When Texas lawmakers met last month to begin sifting through the wreckage of the state’s energy grid, many expected to hear tales of poorly insulated power plants rendered inoperable by the latest winter storm.

Instead, energy executives raised an even more confounding problem: dozens of natural gas facilities had not filled out a two-page application for outage exemptions before the storm, meaning their facilities lost power at a moment when their fuel was needed most to feed struggling power plants.

“We had basically people calling saying hey, turn a power plant back on, or turn a gas processor back on, and it’s like, it’s too late,” said Curtis Morgan, CEO of Vistra Corp., whose subsidiary, Luminant, is the state’s largest power generator. “You can’t do it when you’re in the middle of it.”

Yet the process of getting a facility designated as critical infrastructure couldn’t be easier. The owner simply needs to fill out the two-page form each year and turn it in to the local utility company.

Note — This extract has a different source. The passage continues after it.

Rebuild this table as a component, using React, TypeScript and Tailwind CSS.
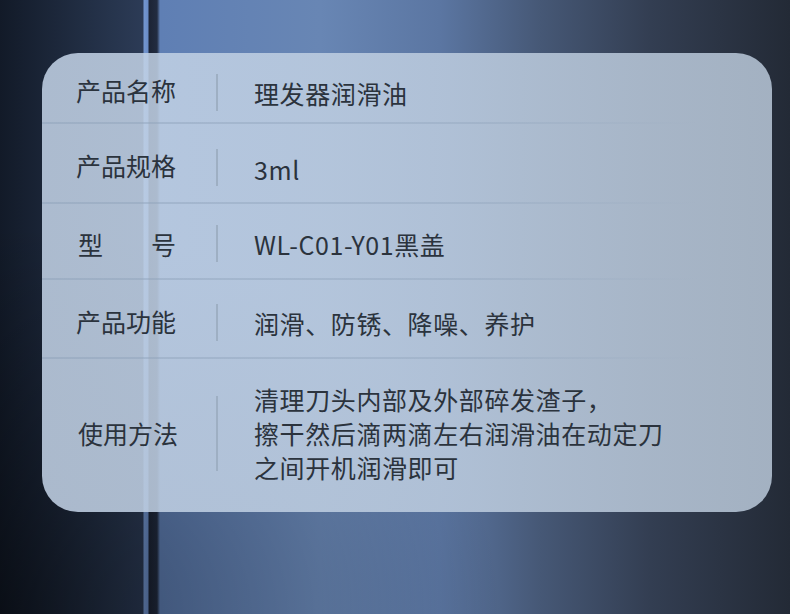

A full assessment of how big a role electric power cut to gas facilities played in the grid outages is likely months away. Yet how some of Texas’s largest and most sophisticated energy companies, depended upon by nearly every resident and business, failed to complete a two-minute paperwork chore remains one of the most baffling mysteries of last month’s deadly outages.

[End]

 

This was a joint responsibility of the PUC, the Railroad Commission, the natural gas industry and the power generators, but none of those segments provide a spokesperson for this story willing to take a shred of responsibility for this massive failure of simple communication. The blame-shifting throughout the story is pretty phenomenal.

To be absolutely clear here: IT IS THE RESPONSIBILITY OF REGULATORS TO ENSURE THEIR REGULATIONS AND ADVISORIES ARE COMMUNICATED CLEARLY, EFFECTIVELY AND CONSISTENTLY, AND TO MONITOR THEM FOR COMPLIANCE. It is maddening to find out after 57 people are dead that there was apparently just 35% compliance with this simple task, and that the PUC and RRC had no compliance monitoring system in place, if this story is accurate. None.

Here’s an idea that will cost the state ZERO DOLLARS: Have the PUC and RRC work together to establish a task force chaired by a disinterested party whose mission will be to facilitate communications related to this form, with the goal of ensuring 100% compliance by the end of this year.

I’d even volunteer to lead it. This really is not that hard.